■ THE PROBLEM
In the entries below, find the lines with the word "screenshot" and copy them.

** Start MATERIALS PROVIDED **

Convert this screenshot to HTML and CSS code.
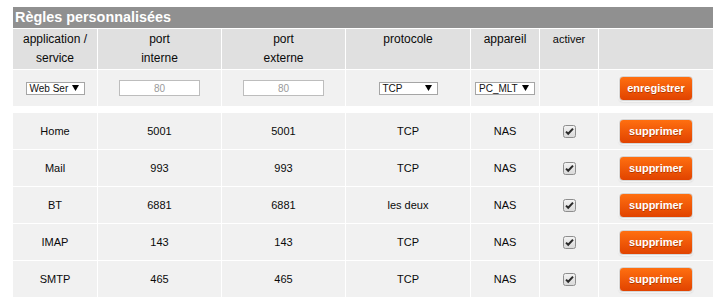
FILE: index.html
```html
<!DOCTYPE html>
<html lang="fr">
<head>
  <meta charset="UTF-8" />
  <title>Règles personnalisées</title>
  <link rel="stylesheet" href="styles.css">
</head>
<body>

  <div class="panel">
    <div class="panel-title">Règles personnalisées</div>

    <table class="rules">
      <colgroup>
        <col class="c-app">
        <col class="c-port">
        <col class="c-port">
        <col class="c-proto">
        <col class="c-dev">
        <col class="c-on">
        <col class="c-act">
      </colgroup>
      <thead>
        <tr>
          <th>application /<br>service</th>
          <th>port<br>interne</th>
          <th>port<br>externe</th>
          <th>protocole</th>
          <th>appareil</th>
          <th class="small">activer</th>
          <th></th>
        </tr>
      </thead>
      <tbody>
        <!-- ligne d'ajout -->
        <tr class="edit-row">
          <td>
            <span class="select sel-app"><span class="select-value">Web Ser</span><span class="select-arrow"><svg width="7" height="6" viewBox="0 0 7 6"><path d="M0 0H7L3.5 6Z" fill="#000"/></svg></span></span>
          </td>
          <td><input class="port-input" type="text" placeholder="80"></td>
          <td><input class="port-input" type="text" placeholder="80"></td>
          <td>
            <span class="select sel-proto"><span class="select-value">TCP</span><span class="select-arrow"><svg width="7" height="6" viewBox="0 0 7 6"><path d="M0 0H7L3.5 6Z" fill="#000"/></svg></span></span>
          </td>
          <td>
            <span class="select sel-dev"><span class="select-value">PC_MLT</span><span class="select-arrow"><svg width="7" height="6" viewBox="0 0 7 6"><path d="M0 0H7L3.5 6Z" fill="#000"/></svg></span></span>
          </td>
          <td></td>
          <td><button class="btn">enregistrer</button></td>
        </tr>
        <tr class="spacer"><td colspan="7"></td></tr>
      </tbody>
      <tbody id="ruleRows"></tbody>
    </table>
  </div>

  <script>
    // liste des règles existantes
    const rules = [
      { name: "Home", inPort: 5001, outPort: 5001, proto: "TCP", dev: "NAS" },
      { name: "Mail", inPort: 993, outPort: 993, proto: "TCP", dev: "NAS" },
      { name: "BT", inPort: 6881, outPort: 6881, proto: "les deux", dev: "NAS" },
      { name: "IMAP", inPort: 143, outPort: 143, proto: "TCP", dev: "NAS" },
      { name: "SMTP", inPort: 465, outPort: 465, proto: "TCP", dev: "NAS" }
    ];

    const checkSvg =
      '<svg class="check" width="13" height="13" viewBox="0 0 13 13">' +
      '<defs><linearGradient id="cbg" x1="0" y1="0" x2="0" y2="1">' +
      '<stop offset="0" stop-color="#f4f4f4"/><stop offset="1" stop-color="#d8d8d8"/></linearGradient></defs>' +
      '<rect x="0.5" y="0.5" width="12" height="12" rx="2" fill="url(#cbg)" stroke="#8e8e8e"/>' +
      '<path d="M3 6.6L5.2 8.8L10 3.6" fill="none" stroke="#2a2a2a" stroke-width="2"/>' +
      '</svg>';

    const body = document.getElementById("ruleRows");
    rules.forEach(r => {
      const tr = document.createElement("tr");
      tr.className = "rule-row";
      tr.innerHTML =
        "<td>" + r.name + "</td>" +
        "<td>" + r.inPort + "</td>" +
        "<td>" + r.outPort + "</td>" +
        "<td>" + r.proto + "</td>" +
        "<td>" + r.dev + "</td>" +
        "<td>" + checkSvg + "</td>" +
        '<td><button class="btn">supprimer</button></td>';
      body.appendChild(tr);
    });
  </script>
</body>
</html>
```

FILE: styles.css
```css
/* ======= base ======= */
* {
  box-sizing: border-box;
  margin: 0;
  padding: 0;
}
body {
  font-family: "Liberation Sans", Arial, sans-serif;
  background: #fff;
  color: #0a0a0a;
  padding: 7px 6px 0 13px;
}

/* ======= panneau ======= */
.panel {
  width: 700px;
}
.panel-title {
  height: 21px;
  line-height: 21px;
  margin-bottom: 1px;
  padding-left: 2px;
  background: #909090;
  color: #fff;
  font-size: 14.4px;
  font-weight: bold;
}

/* ======= tableau ======= */
.rules {
  width: 700px;
  table-layout: fixed;
  border-collapse: separate;
  border-spacing: 0;
}
.c-app { width: 85px; }
.c-port { width: 124px; }
.c-proto { width: 125px; }
.c-dev { width: 69px; }
.c-on { width: 59px; }
.c-act { width: 114px; }

.rules th,
.rules td {
  text-align: center;
  border-right: 1px solid #fff;
  border-bottom: 1px solid #fff;
}
.rules th:last-child,
.rules td:last-child {
  border-right: none;
}
.rules th {
  height: 41px;
  padding: 1px 0;
  vertical-align: top;
  background: #e0e0e0;
  font-size: 12px;
  font-weight: normal;
  line-height: 19px;
}
.rules th.small {
  font-size: 11px;
}
.rules td {
  height: 37px;
  vertical-align: middle;
  font-size: 11px;
  background: #f1f1f1;
}
.edit-row td {
  height: 36px;
  border-bottom: none;
}
.spacer td {
  height: 7px;
  background: #fff;
  border-right: none;
}

/* ======= champs ======= */
.select {
  display: inline-flex;
  align-items: center;
  justify-content: space-between;
  height: 13px;
  padding: 0 5px 0 3px;
  vertical-align: middle;
  background: #fff;
  border: 1px solid #a5a5a5;
  font-size: 10px;
  line-height: 11px;
  text-align: left;
  color: #111;
}
.select-value {
  white-space: nowrap;
}
.select-arrow {
  display: flex;
}
.sel-app { width: 59px; }
.sel-proto { width: 59px; }
.sel-dev { width: 60px; }

.port-input {
  width: 81px;
  height: 16px;
  vertical-align: middle;
  border: 1px solid #bdbdbd;
  background: #fff;
  font-family: inherit;
  font-size: 10px;
  text-align: center;
}
.port-input::placeholder {
  color: #9a9a9a;
}

.check {
  display: inline-block;
  vertical-align: middle;
}

/* ======= boutons ======= */
.btn {
  width: 74px;
  height: 25px;
  vertical-align: middle;
  border: 1px solid #d6d6d6;
  border-radius: 4px;
  background: linear-gradient(#ff6f10, #e14300);
  box-shadow: 0 0 0 1px #f4f4f4, 0 1px 2px rgba(0,0,0,0.15);
  color: #fff;
  font-family: inherit;
  font-size: 11px;
  font-weight: bold;
  text-shadow: 0 1px 0 rgba(120,30,0,0.5);
  cursor: pointer;
}
.btn:hover {
  background: linear-gradient(#ff7d20, #e94d00);
}
```
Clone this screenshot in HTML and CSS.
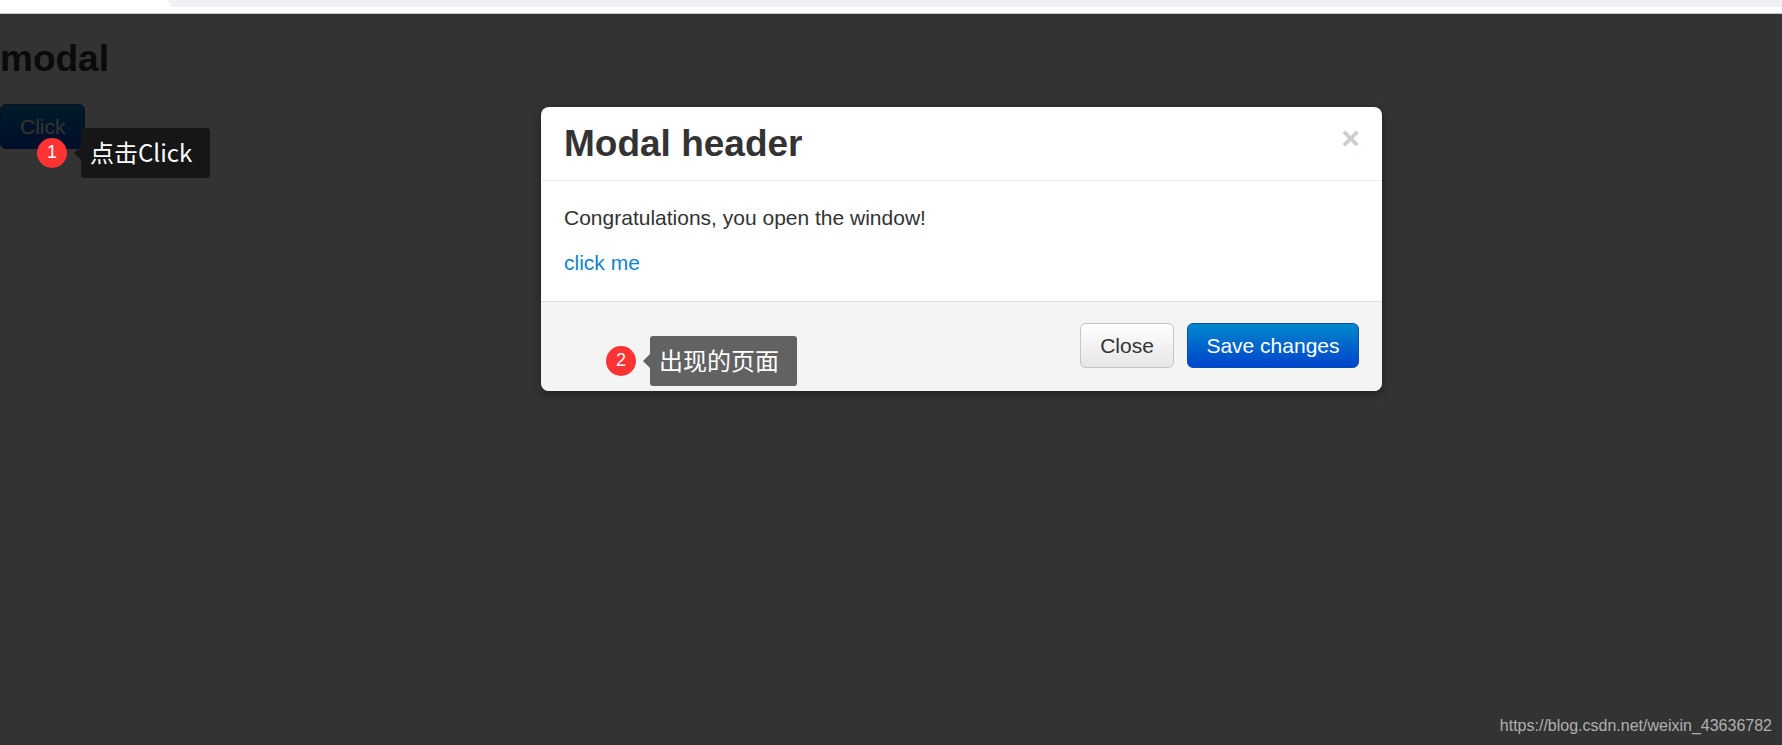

** End MATERIALS PROVIDED **

■ RESPONSE TO THE TASK
Convert this screenshot to HTML and CSS code.
Clone this screenshot in HTML and CSS.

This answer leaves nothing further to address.